I find it hard to find a woman that I share interests with. I know lots of people don't care about that but plenty of relationship advice will tell you you'd better have something more than just physical attraction if you want it to last. I'm not looking for a clone, I'm just looking for someone on the same side of the spectrum. Like many geeks I like computers, tech, science, gaming. Of course I like dining and travel and movies and other stuff. That's not enough IMO. I'm not saying I need a women who is into any of those things, rather I need a women who is compatible with those things and can respect them. A women that thinks games are a waste of time would ultimately think I'm a waste of time... And I don't even game that much. Less than a 2 hours a week except maybe 4 weeks a year.
Maybe this can be easily described as a women who enjoys using a computer because of all the things it enables. She sees it just as a tool like a table. She doesn't spout nonsense like "I use a computer at work therefore I try to avoid it outside of work". Well following that logic I talk to people at work. I eat at work. I use pens, pencils, paper, chairs, tables, and desks at work. Should I avoid all of those at home? Of course not! And similarly I should not avoid a computer. Rather I make music (which happens to use a computer). I edit videos or photos (which happens to use a computer). I draw/sketch/build 3d models (which happens to use a computer). I play games (which happens to use a computer). So, a woman who has a similar attitude about that would be great. In 2020 the majority of women I meet don't even own a computer. They just have a smart phone. To me that's a warning sign we aren't on the same side of the spectrum.
Further, apparently the #1 criteria for success in a relationship is similar world view. Well my world view is hard atheist hard science so if the woman believes in aroma therapy or astrology or homeopathy or acupuncture or The Secret or ghosts etc then we don't have a similar world view.

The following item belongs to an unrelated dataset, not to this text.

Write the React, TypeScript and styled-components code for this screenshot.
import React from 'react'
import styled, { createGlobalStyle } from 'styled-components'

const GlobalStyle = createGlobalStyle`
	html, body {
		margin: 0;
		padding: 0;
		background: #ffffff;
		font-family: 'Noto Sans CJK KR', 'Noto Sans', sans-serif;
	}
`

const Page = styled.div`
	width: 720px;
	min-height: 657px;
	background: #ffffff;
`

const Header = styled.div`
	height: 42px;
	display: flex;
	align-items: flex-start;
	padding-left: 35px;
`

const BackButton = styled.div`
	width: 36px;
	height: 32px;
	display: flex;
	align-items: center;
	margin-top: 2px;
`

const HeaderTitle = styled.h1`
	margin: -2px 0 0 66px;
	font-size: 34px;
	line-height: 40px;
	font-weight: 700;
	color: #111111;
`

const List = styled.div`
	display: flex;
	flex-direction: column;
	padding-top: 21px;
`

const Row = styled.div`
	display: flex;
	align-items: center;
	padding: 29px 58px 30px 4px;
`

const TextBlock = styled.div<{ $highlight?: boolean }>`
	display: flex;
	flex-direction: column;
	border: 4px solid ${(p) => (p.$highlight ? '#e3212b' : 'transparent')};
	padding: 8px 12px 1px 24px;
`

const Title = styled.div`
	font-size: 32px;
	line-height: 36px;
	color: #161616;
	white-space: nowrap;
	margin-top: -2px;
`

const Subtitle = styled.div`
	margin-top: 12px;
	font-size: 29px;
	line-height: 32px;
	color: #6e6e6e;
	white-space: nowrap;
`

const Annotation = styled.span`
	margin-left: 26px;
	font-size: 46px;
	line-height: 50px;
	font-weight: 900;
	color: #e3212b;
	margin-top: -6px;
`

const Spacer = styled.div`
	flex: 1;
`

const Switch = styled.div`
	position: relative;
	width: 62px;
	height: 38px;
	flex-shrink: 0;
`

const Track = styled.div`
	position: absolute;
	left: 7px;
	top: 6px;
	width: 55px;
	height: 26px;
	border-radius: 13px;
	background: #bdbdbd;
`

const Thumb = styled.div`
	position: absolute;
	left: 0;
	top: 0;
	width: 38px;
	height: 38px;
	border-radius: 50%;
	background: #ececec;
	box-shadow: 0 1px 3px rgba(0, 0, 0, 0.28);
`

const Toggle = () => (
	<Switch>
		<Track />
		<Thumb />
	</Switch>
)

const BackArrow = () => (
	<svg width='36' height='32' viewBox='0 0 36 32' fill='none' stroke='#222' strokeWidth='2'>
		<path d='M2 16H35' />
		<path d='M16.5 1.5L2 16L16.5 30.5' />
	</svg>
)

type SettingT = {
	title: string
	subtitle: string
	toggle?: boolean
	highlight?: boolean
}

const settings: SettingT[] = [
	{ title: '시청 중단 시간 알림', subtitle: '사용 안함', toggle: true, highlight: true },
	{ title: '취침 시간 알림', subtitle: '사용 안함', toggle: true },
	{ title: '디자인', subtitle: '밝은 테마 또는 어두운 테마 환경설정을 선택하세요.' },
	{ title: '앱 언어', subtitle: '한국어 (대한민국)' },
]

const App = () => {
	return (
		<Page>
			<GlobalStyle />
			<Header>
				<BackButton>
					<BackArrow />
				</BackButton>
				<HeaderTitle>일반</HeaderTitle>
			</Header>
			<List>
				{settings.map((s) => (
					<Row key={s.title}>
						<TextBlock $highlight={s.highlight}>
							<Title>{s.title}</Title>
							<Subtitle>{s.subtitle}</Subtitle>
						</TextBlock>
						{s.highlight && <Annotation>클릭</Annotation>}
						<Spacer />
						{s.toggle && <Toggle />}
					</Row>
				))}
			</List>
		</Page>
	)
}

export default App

With just those 2 criteria, at least in my social circle and on 7 dating sites it appears I've selected out 97% of all women. I know they exist. I meet them from time to time. They are either 20-25 yrs too young (I'm old) or they are not available.
To keep on ranting, on the dating sites, so many women come across as stupid! (maybe men do to but I only see women's profiles). What do I mean? Well I live in Japan. 33% of profiles have no picture. If you didn't post a picture of yourself you're stupid for being on dating site. 70% don't write anything whatsoever in their profile. If that's you then you believe only looks matter. We know looks are enough therefore you're stupid. Further, of those women that do write something, 95% write something generic like "I like travel, and dining out, seeing movies, dancing". There are about a bunch of generic categories. They include "travel", "dining", "dancing", "yoga", "working out", "hiking", "museums". 95% of all women put some selection of those and nothing else in their profile. Putting nothing in your profile that distinguishes you from the others means you're not actually looking for a match since you didn't list anything anyone could use to distinguish you from random roll of the dice. Therefore you're stupid. See above. I'm not into stupid women.

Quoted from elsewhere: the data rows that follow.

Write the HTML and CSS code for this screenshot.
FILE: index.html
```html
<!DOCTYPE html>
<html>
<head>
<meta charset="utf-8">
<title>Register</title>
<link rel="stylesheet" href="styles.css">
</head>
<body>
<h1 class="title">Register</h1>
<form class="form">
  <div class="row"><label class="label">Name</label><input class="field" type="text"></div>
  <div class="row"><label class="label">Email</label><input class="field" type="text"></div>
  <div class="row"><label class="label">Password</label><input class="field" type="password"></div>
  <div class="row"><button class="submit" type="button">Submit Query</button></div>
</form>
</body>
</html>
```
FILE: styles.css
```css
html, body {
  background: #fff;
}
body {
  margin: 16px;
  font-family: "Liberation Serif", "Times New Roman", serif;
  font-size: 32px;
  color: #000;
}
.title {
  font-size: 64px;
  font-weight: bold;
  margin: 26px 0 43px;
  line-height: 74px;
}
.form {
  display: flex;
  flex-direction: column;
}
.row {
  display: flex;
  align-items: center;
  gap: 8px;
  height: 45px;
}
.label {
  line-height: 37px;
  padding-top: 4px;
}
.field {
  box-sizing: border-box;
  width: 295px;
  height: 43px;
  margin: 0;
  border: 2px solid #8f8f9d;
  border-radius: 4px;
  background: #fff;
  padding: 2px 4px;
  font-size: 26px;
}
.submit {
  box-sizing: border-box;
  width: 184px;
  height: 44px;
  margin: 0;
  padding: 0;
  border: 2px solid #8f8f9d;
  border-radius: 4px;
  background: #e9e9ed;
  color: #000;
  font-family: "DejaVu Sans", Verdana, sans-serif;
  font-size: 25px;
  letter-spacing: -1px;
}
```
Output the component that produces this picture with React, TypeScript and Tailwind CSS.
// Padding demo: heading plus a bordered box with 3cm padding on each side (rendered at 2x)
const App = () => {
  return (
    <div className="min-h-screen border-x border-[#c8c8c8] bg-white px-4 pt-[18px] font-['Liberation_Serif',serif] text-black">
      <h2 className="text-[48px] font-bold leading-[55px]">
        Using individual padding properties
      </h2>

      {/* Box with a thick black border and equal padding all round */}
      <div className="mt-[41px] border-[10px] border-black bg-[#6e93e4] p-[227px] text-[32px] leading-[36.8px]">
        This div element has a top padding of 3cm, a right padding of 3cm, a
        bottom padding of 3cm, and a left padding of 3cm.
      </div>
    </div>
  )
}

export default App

And even if they pass all of that you still need whatever that magic chemistry is. I met an apparently smart woman a few months ago. She has a degree in bio tech or so she claimed and works for a bio tech company. We went out 4 times. She's one of those women that only has a smart phone outside of work so a worry that she's not really on the same spectrum of people but after 4 dates, while it was fun to hang out and she was attractive there was no "attraction" on my part. Nothing in the 4 dates made me feel kind of desire to see her again. I just let it go.